Tengen’s barriers are the backbone of modern jujutsu society, controlling cursed energy density like a global difficulty slider. Without regular Vessel merges, those barriers lose their original design intent. They still function, but now they prioritize containment over harmony, favoring control instead of balance.

In gameplay terms, it’s like a defensive system that keeps stacking shields but ignores friendly fire. Sorcerers get stronger, curses get weirder, and the environment itself starts amplifying extreme builds. Tokyo becomes a high-level zone whether civilians are ready for it or not.

Cursed Energy Power Creep Becomes Unmanageable

Star Plasma Vessels weren’t just about stabilizing Tengen. They were indirectly regulating cursed energy output across humanity. Once that stabilizer disappears, emotional spikes generate stronger, more erratic curses with broken hitboxes and unpredictable behavior.

This is why later arcs feature curses that feel less like monsters and more like raid bosses. Special Grades stop being rare encounters and start feeling like mandatory content. The ecosystem loses its soft caps, and suddenly everyone is playing on hard mode without consent.

The Higher-Ups Double Down on a Losing Strategy

Instead of reworking the system, the jujutsu higher-ups cling to tradition. They hoard information, suppress dissent, and treat sorcerers as expendable resources meant to plug leaks. Star Plasma Vessels become an unspoken embarrassment, a mechanic so flawed it can’t even be acknowledged publicly.

This institutional rot creates a feedback loop. Fewer sorcerers trust the system, more defects appear, and recruitment becomes RNG-dependent at best. The leadership isn’t maintaining balance anymore; they’re managing aggro and hoping nothing crits.

Tengen Becomes a Narrative and Mechanical Liability

As Tengen drifts further from humanity, his role shifts from guardian to wildcard. He’s still essential, but now he’s a static objective that can be exploited by anyone who understands the map. The loss of Vessels turns him into a high-value control point instead of a stabilizing force.

This vulnerability is what makes later large-scale schemes even possible. When a core system stops updating, speedrunners and exploiters inevitably show up. The world isn’t just unstable—it’s solvable.

Why This Breakdown Fuels the Series’ Central Conflict

At its core, the Star Plasma Vessel system exposes Jujutsu Kaisen’s biggest philosophical question. Is stability worth sacrificing individual lives, or is a system that demands sacrifice already broken?
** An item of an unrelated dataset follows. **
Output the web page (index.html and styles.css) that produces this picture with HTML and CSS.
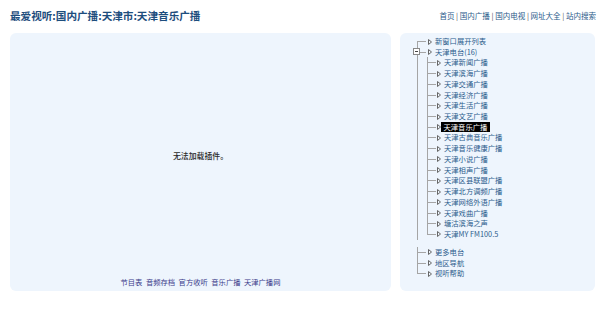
FILE: index.html
```html
<!DOCTYPE html>
<html lang="zh-CN">
<head>
<meta charset="utf-8">
<title>天津音乐广播</title>
<link rel="stylesheet" href="styles.css">
</head>
<body>
<div class="top">
  <div class="title">最爱视听:国内广播:天津市:天津音乐广播</div>
  <div class="nav"><a>首页</a> | <a>国内广播</a> | <a>国内电视</a> | <a>网址大全</a> | <a>站内搜索</a></div>
</div>
<div class="main">
  <div class="player">
    <div class="msg">无法加载插件。</div>
    <div class="links"><a>节目表</a><a>音频存档</a><a>官方收听</a><a>音乐广播</a><a>天津广播网</a></div>
  </div>
  <div class="side">
    <ul class="tree">
      <li class="first"><i class="ar"></i>新窗口展开列表</li>
      <li class="open"><b class="box"></b><i class="ar"></i>天津电台(16)
        <ul class="sub">
          <li><i class="ar"></i>天津新闻广播</li>
          <li><i class="ar"></i>天津滨海广播</li>
          <li><i class="ar"></i>天津交通广播</li>
          <li><i class="ar"></i>天津经济广播</li>
          <li><i class="ar"></i>天津生活广播</li>
          <li><i class="ar"></i>天津文艺广播</li>
          <li><i class="ar"></i><span class="sel">天津音乐广播</span></li>
          <li><i class="ar"></i>天津古典音乐广播</li>
          <li><i class="ar"></i>天津音乐健康广播</li>
          <li><i class="ar"></i>天津小说广播</li>
          <li><i class="ar"></i>天津相声广播</li>
          <li><i class="ar"></i>天津区县联盟广播</li>
          <li><i class="ar"></i>天津北方调频广播</li>
          <li><i class="ar"></i>天津网络外语广播</li>
          <li><i class="ar"></i>天津戏曲广播</li>
          <li><i class="ar"></i>塘沽滨海之声</li>
          <li class="last"><i class="ar"></i>天津MY FM100.5</li>
        </ul>
      </li>
      <li><i class="ar"></i>更多电台</li>
      <li><i class="ar"></i>地区导航</li>
      <li class="last"><i class="ar"></i>视听帮助</li>
    </ul>
  </div>
</div>
</body>
</html>
```

FILE: styles.css
```css
html, body {
  margin: 0;
  padding: 0;
  background: #fff;
}
body {
  width: 600px;
  height: 312px;
  overflow: hidden;
  font-family: "Noto Sans CJK SC", "Noto Sans", sans-serif;
}
a { cursor: pointer; }

.top {
  display: flex;
  justify-content: space-between;
  align-items: center;
  height: 30px;
  padding: 0 4px 0 10px;
}
.title {
  font-size: 10.6px;
  font-weight: bold;
  color: #1d4d7d;
}
.nav {
  font-size: 7.5px;
  color: #555;
}
.nav a { color: #2a5a8a; }

.main {
  display: flex;
  gap: 9px;
  margin-top: 3px;
  padding: 0 5px 0 10px;
  height: 258px;
}
.player {
  width: 381px;
  background: #eef5fd;
  border-radius: 6px;
  display: flex;
  flex-direction: column;
}
.msg {
  flex: 1;
  display: flex;
  align-items: center;
  justify-content: center;
  font-size: 7.9px;
  color: #2a2a2a;
  font-weight: 500;
  padding-top: 1px;
}
.links {
  display: flex;
  justify-content: center;
  gap: 3.5px;
  font-size: 7.3px;
  line-height: 11px;
  padding-bottom: 3px;
}
.links a { color: #3b3b8a; }

.side {
  width: 195px;
  background: #eef5fd;
  border-radius: 6px;
  padding: 3px 0 0 17px;
  box-sizing: border-box;
}

.tree, .tree ul {
  list-style: none;
  margin: 0;
  padding: 0;
}
.tree li {
  position: relative;
  padding-left: 11px;
  line-height: 10.72px;
  font-size: 7.3px;
  color: #2b5c8c;
  white-space: nowrap;
}
.tree li::before {
  content: "";
  position: absolute;
  left: 0;
  top: 0;
  bottom: 0;
  border-left: 1px solid #a5a5a5;
}
.tree li.first::before { top: 5px; }
.tree li.last::before { bottom: auto; height: 5px; }
.tree li::after {
  content: "";
  position: absolute;
  left: 0;
  top: 5px;
  width: 9px;
  border-top: 1px solid #a5a5a5;
}
.tree .sub {
  margin-left: -1px;
  margin-bottom: 7.3px;
}
.tree .sub li { padding-left: 10px; }

.ar {
  display: inline-block;
  width: 4px;
  height: 6px;
  margin-right: 3px;
  vertical-align: -0.5px;
  background: url("data:image/svg+xml,%3Csvg xmlns='http://www.w3.org/2000/svg' width='4' height='6'%3E%3Cpath d='M0.5 0.5 L3.5 3 L0.5 5.5 Z' fill='none' stroke='%23666' stroke-width='1'/%3E%3C/svg%3E") no-repeat;
}
.box {
  position: absolute;
  left: -4px;
  top: 1px;
  width: 7px;
  height: 7px;
  box-sizing: border-box;
  border: 1px solid #888;
  background: #fff;
  z-index: 1;
}
.box::after {
  content: "";
  position: absolute;
  left: 1px;
  right: 1px;
  top: 2px;
  border-top: 1px solid #444;
}
.sel {
  background: #000;
  color: #fff;
  padding: 0 2.5px;
  margin-left: -3px;
  display: inline-block;
  line-height: 10.72px;
}
```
Losing the Vessels doesn’t create this dilemma—it removes the illusion that it was ever resolved.

From here on, every major decision, rebellion, and catastrophe traces back to this failure. The game keeps running, but the rules no longer make sense, and everyone knows a hard reset is coming.

Philosophical Core of Jujutsu Kaisen: Identity, Free Will, and the Cost of Maintaining ‘Peace’

With the system already cracking, Jujutsu Kaisen stops pretending this is just a power-scaling anime. The Star Plasma Vessel mechanic reframes the entire setting as a question of ethics disguised as worldbuilding. This isn’t about winning fights anymore; it’s about who gets to choose the rules everyone else is forced to play under.

Star Plasma Vessels and the Illusion of Choice

On paper, Star Plasma Vessels are “chosen,” but in practice, they’re drafted. Their lives are mapped out the moment compatibility is confirmed, and every interaction afterward is just flavor text before a forced objective. Consent exists in name only, like clicking “accept” on a patch you’re not allowed to skip.

This is where Jujutsu Kaisen gets ruthless. The system maintains peace by stripping individuals of agency, treating identity as a consumable resource. Stability is achieved not through balance, but through sacrifice locked behind a cutscene no one can pause.

Tengen as the Endgame NPC Who Forgot He Was Human

Tengen’s evolution is the logical endpoint of this design philosophy. By merging repeatedly with Vessels, he preserves the world’s cursed energy balance while slowly erasing himself. He’s no longer a character; he’s infrastructure, a server host running critical processes in the background.

That tradeoff is intentional. The world remains playable, but the cost is empathy. When peace depends on someone ceasing to be human, the game hasn’t been won—it’s just been delayed.

Cursed Energy Balance vs. Human Cost

Cursed energy in Jujutsu Kaisen is born from negative emotion, and the Vessel system doesn’t remove that negativity—it redistributes it. Fear, resentment, and grief are suppressed at the top, then leak out everywhere else as stronger curses and deadlier encounters. It’s a DPS check built on suffering.

This explains why later arcs spiral so fast. The system claims to stabilize the map, but it actually farms trauma to keep the numbers steady. Eventually, the hitbox gets too big to ignore.

Why Free Will Is the True Endboss

Every major rebellion in Jujutsu Kaisen traces back to this contradiction. Characters aren’t fighting Tengen or curses; they’re fighting a design that tells them their lives are acceptable losses. The moment someone refuses that role, the entire balance patch collapses.

That’s why the Star Plasma Vessels matter beyond lore. They are the proof that peace, as defined by the old system, was never neutral. It was a trade where the powerless paid the full cost, and the bill finally came due.

In gaming terms, Jujutsu Kaisen asks a brutal question: if the game only works when players lose control of their characters, is it worth playing at all? The series doesn’t give easy answers, but it makes one thing clear. Any world that demands silence to survive is already queued for its final boss fight.